An update to this still-developing story: CMS is announced a plan to do identity matching as part of the Data Services Hub. http://www.ihealthbeat.org/articles/2013/8/15/cms-seeks-to-create-matching-agreements-for-aca-data-hub
The announcement is needed because US persons, by law, do not have a federal identity. Each federal agency that has data about us, (CMS and IRS for example, in the Data Services Hub) under different identities as a privacy-protecting measure. To protect privacy, matching of people across the different services, a form of surveillance, is subject to strict controls and citizen notice. So far, so good for the Data services Hub in the sense that today’s announcement is restating what was already obvious and simply pointing us to the applicable laws and regulations.
When it comes to state-level and private-sector surveillance of our health care visits, through state health information exchanges, prescription drug monitoring programs, all payer claims databases, and private exchanges like the insurance information bureaus and the planned CommonWell Health Alliance, citizens do not have the same rights to privacy as we have across federal service providers. All health information exchanges today, depend on “master patient index” matching / surveillance technology. This technology is unregulated and completely opaque to us. We don’t know when it’s used, we don’t know if it has errors and, worst of all, we can’t control when this technology is used to combine health services like mental health or family planning that we might prefer to keep from being “matched” along with the rest of our healthcare.
The federal laws covering citizen surveillance are a step in the right direction.
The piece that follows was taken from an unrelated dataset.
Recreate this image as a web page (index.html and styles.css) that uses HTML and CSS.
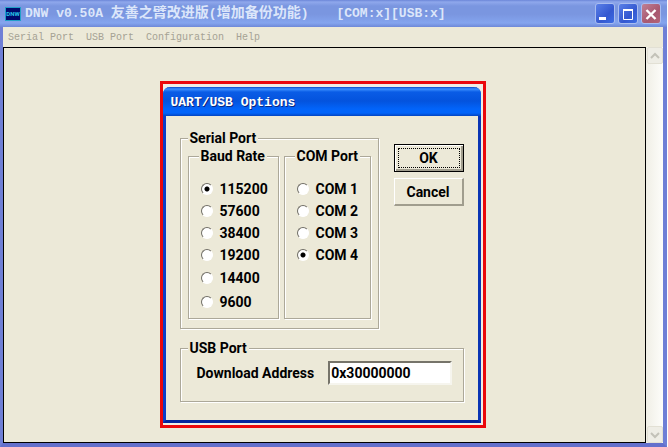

Shouldn’t our state and private health surveillance agencies be held to even higher privacy standards?
No. The Blue Button Hub will have information about providers, not patients. More information about providers, in this case their ability to give us our own data in a useful form, is always welcome.
Bravo Again Adrian!
Unlike the NSA debate, where very real genuine issues of national security are in play, health care data must be more transparant- especially to the patient as you continually and correctly promote?
Is the potential for abuse and erosion of privacy and confidentiality of medical information a concern? Of course. But it can be managed.
The positive benefits of patient-directed health information exchange are well worth the potential risks.
I am not surprised at all with the model put forth by the federal health services data hub . The federal government, which does some very necessary and beneficial functions/programs seems to be getting more pathlogically centralized and overly complex with each passing day? That is why I have tried to become a “communitarian” in my personal life anyway.
Adrian-Your closing paragraph nails it = “The privacy take home message of the Hub is that a systemic lack of transparency and the manipulation of our personal information are the means large institutions use to maintain control over market shares, prevent patient control over data use, and block innovation”
I fear (hope?) that this will be a genuine “HUB-FLUB” of monumental but, unfortunately very expensive, proportion.
Dr. Rick Lippin
Southampton,Pa
Is this the same “Hub” that is described here? http://www.healthit.gov/buzz-blog/health-innovation/part-blue-button-movement/
“Get on the Blue Button Hub: Our Blue Button team is developing a new consumer facing website (the “Blue Button Hub”) that will enable consumers to find out which of their providers and insurers are using the Blue Button, and then how to use that information. Whether you’re using Blue Button to give consumers access to their data or providing an app or tool to make it useful, please contact us if you’d like to be included on the Hub.”
Excellent post Adrian. More transparency is clearly needed here or we’ll be giving ammunition to the conspiracy theorists and leaving the door open for potential abuses in the future.